The spiraling cost of higher education comes at a time when institutions are reeling from the aftershocks of shrinking state aid, battered endowments, and significant budgetary pressures. Schools managed to temper some of these increases by doling out more institutional aid and grants to students, a move that made the sticker price less painful for the 18.5 million students projected to attend college this year. Last year, about two-thirds of full-time undergraduates received grants, with students receiving on average $5,041 in grant aid, up from $4,656 the year before, the report says.
That aid barely softened the blow for some students, especially those attending public schools, where for the second consecutive year tuition and fees rose faster than those of private schools.

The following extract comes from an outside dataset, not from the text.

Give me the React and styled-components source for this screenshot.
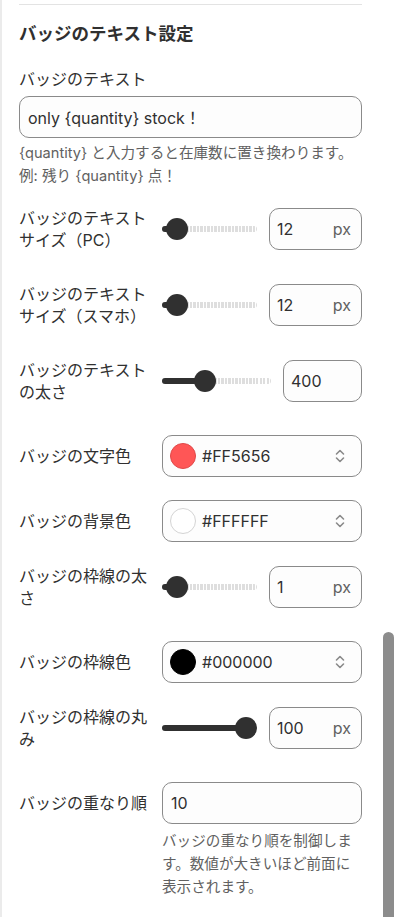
import styled, { createGlobalStyle } from "styled-components";

const GlobalStyle = createGlobalStyle`
  * { box-sizing: border-box; }
  body {
    margin: 0;
    background: #ffffff;
    font-family: "Inter", "Noto Sans CJK JP", sans-serif;
    color: #303030;
  }
`;

const Panel = styled.div`
  min-height: 917px;
  border-left: 2px solid #ebebeb;
  padding: 4px 32px 0 17px;
  overflow: hidden;
`;

const Divider = styled.div`
  height: 1px;
  background: #e3e3e3;
`;

const Heading = styled.h2`
  margin: 17px 0 0;
  font-size: 17.5px;
  line-height: 24px;
  font-weight: 700;
  color: #303030;
`;

const Field = styled.div`
  margin-top: 22px;
  display: flex;
  flex-direction: column;
`;

const FieldLabel = styled.div`
  font-size: 16px;
  line-height: 22px;
  color: #303030;
  margin-bottom: 6px;
`;

const TextInput = styled.div`
  height: 42px;
  display: flex;
  align-items: center;
  padding: 0 8px;
  border: 1px solid #8a8a8a;
  border-radius: 10px;
  background: #fdfdfd;
  font-size: 16px;
  color: #303030;
  white-space: nowrap;
`;

const Help = styled.div`
  margin-top: ${({ $gap }) => $gap || 4}px;
  font-size: 14.6px;
  line-height: 23px;
  color: #616161;
`;

const Rows = styled.div`
  margin-top: 19px;
  display: flex;
  flex-direction: column;
  gap: 23px;
`;

const Row = styled.div`
  display: grid;
  grid-template-columns: 135px 1fr;
  column-gap: 8px;
  align-items: ${({ $top }) => ($top ? "start" : "center")};
  margin-bottom: ${({ $slider }) => ($slider ? 9 : 0)}px;
`;

const Label = styled.div`
  font-size: 16px;
  line-height: 22px;
  color: #303030;
  min-height: ${({ $top }) => ($top ? "42px" : "auto")};
  display: flex;
  align-items: center;
`;

const Control = styled.div`
  display: flex;
  align-items: center;
  gap: 12px;
  min-width: 0;
`;

const Column = styled.div`
  display: flex;
  flex-direction: column;
`;

const Track = styled.div`
  position: relative;
  flex: 1;
  height: 24px;
  display: flex;
  align-items: center;
`;

const Rail = styled.div`
  width: 100%;
  height: 6px;
  border-radius: 3px;
  background: repeating-linear-gradient(
    90deg,
    #dedede 0 2px,
    transparent 2px 3.5px
  );
`;

const Fill = styled.div`
  position: absolute;
  left: 0;
  top: 9px;
  height: 6px;
  border-radius: 3px;
  background: #303030;
`;

const Thumb = styled.div`
  position: absolute;
  top: 1px;
  width: 22px;
  height: 22px;
  margin-left: -11px;
  border-radius: 50%;
  background: #303030;
`;

const NumberBox = styled.div`
  width: ${({ $unit }) => ($unit ? 93 : 79)}px;
  flex: none;
  height: 42px;
  display: flex;
  align-items: center;
  justify-content: space-between;
  padding: 0 10px 0 7px;
  border: 1px solid #8a8a8a;
  border-radius: 10px;
  background: #fdfdfd;
  font-size: 16px;
  color: #303030;
`;

const Unit = styled.span`
  color: #616161;
`;

const SelectBox = styled.div`
  flex: 1;
  height: 42px;
  display: flex;
  align-items: center;
  gap: 6px;
  padding: 0 15px 0 7px;
  border: 1px solid #8a8a8a;
  border-radius: 10px;
  background: #fdfdfd;
  font-size: 16px;
  color: #303030;
`;

const Swatch = styled.span`
  width: 26px;
  height: 26px;
  border-radius: 50%;
  flex: none;
  background: ${({ $color }) => $color};
  border: 1px solid ${({ $edge }) => $edge};
`;

const SelectText = styled.span`
  flex: 1;
`;

const Scrollbar = styled.div`
  position: fixed;
  right: 0;
  top: 632px;
  width: 11px;
  height: 300px;
  border-radius: 6px 6px 0 0;
  background: #8c8c8c;
`;

function Chevrons() {
  return (
    <svg width="12" height="18" viewBox="0 0 12 18" fill="none">
      <path
        d="M2.5 7 L6 3.5 L9.5 7"
        stroke="#8a8a8a"
        strokeWidth="1.6"
        strokeLinecap="round"
        strokeLinejoin="round"
      />
      <path
        d="M2.5 11 L6 14.5 L9.5 11"
        stroke="#8a8a8a"
        strokeWidth="1.6"
        strokeLinecap="round"
        strokeLinejoin="round"
      />
    </svg>
  );
}

function Slider({ value, min, max }) {
  const ratio = (value - min) / (max - min);
  // thumb sits a little in from the left end, flush with the right end
  const pos = `calc(15px + (100% - 26px) * ${ratio})`;
  return (
    <Track>
      <Rail />
      <Fill style={{ width: pos }} />
      <Thumb style={{ left: pos }} />
    </Track>
  );
}

function SliderRow({ label, value, min, max, unit }) {
  return (
    <Row $slider>
      <Label>{label}</Label>
      <Control>
        <Slider value={value} min={min} max={max} />
        <NumberBox $unit={!!unit}>
          <span>{value}</span>
          {unit && <Unit>{unit}</Unit>}
        </NumberBox>
      </Control>
    </Row>
  );
}

function ColorRow({ label, color, edge }) {
  return (
    <Row>
      <Label>{label}</Label>
      <Control>
        <SelectBox>
          <Swatch $color={color} $edge={edge} />
          <SelectText>{color}</SelectText>
          <Chevrons />
        </SelectBox>
      </Control>
    </Row>
  );
}

export default function App() {
  return (
    <>
      <GlobalStyle />
      <Panel>
        <Divider />
        <Heading>バッジのテキスト設定</Heading>
        <Field>
          <FieldLabel>バッジのテキスト</FieldLabel>
          <TextInput>only {"{quantity}"} stock！</TextInput>
          <Help>
            {"{quantity}"} と入力すると在庫数に置き換わります。
            <br />
            例: 残り {"{quantity}"} 点！
          </Help>
        </Field>
        <Rows>
          <SliderRow label="バッジのテキストサイズ（PC）" value={12} min={12} max={40} unit="px" />
          <SliderRow label="バッジのテキストサイズ（スマホ）" value={12} min={12} max={40} unit="px" />
          <SliderRow label="バッジのテキストの太さ" value={400} min={100} max={1000} />
          <ColorRow label="バッジの文字色" color="#FF5656" edge="#e04848" />
          <ColorRow label="バッジの背景色" color="#FFFFFF" edge="#d4d4d4" />
          <SliderRow label="バッジの枠線の太さ" value={1} min={1} max={10} unit="px" />
          <ColorRow label="バッジの枠線色" color="#000000" edge="#000000" />
          <SliderRow label="バッジの枠線の丸み" value={100} min={0} max={100} unit="px" />
          <Row $top>
            <Label $top>バッジの重なり順</Label>
            <Column>
              <TextInput>10</TextInput>
              <Help $gap={6}>
                バッジの重なり順を制御します。数値が大きいほど前面に表示されます。
              </Help>
            </Column>
          </Row>
        </Rows>
      </Panel>
      <Scrollbar />
    </>
  );
}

In such states as California, Washington, Florida, and New York, public schools raised tuition by more than 15%, he says. Other states, like Maryland, were able to keep tuition at steady levels.
"Once you get past budget cuts such as program reduction, layoffs and furloughs—the order of the day at just about every institution—you're really only left with tuition, " says Terry Hartle, a senior vice-president of the American Council on Education. "That is acting as a fiscal balance wheel at many institutions, making up the difference between lost revenue from other sources and the funding they can't come up with."
The average annual in-state tuition and fees at four-year public colleges for the 2009-10 academic year is $7,020, up $229 from last year. Those numbers don't include room and board, which adds another $8,193.
"This is certainly higher than most of us like to see, but is lower than we might have feared, given the current state of the economy and what we experienced in past recessions," Baum says, noting that in past recessions the average price increase for public colleges was sometimes in double digits.
This year's 6.5% tuition increase for public colleges is almost identical to last year's increase (6.4%), but it's particularly worrisome because of the long-term trend, Baum says. From 1979 to 1989, the price of attending a public four-year institution went up in inflation-adjusted dollars at an annual rate of 3%, increasing to 4% from 1990 to 2000—and, for the most recent decade, nearing 5%.
"At public four-year colleges, we've seen a rapid rate of increase in prices and that trend has been exacerbated in recent years," Baum says.
That's the exact opposite of what has been happening over the long-term at private colleges, which have seen dips in the rate of increase of published prices. For example, the annual inflation-adjusted cost of attending a private school in the last decade has gone up just 2.6% a year, a decline from the 1980s, when the average price increase stood at 4.7%, the report says.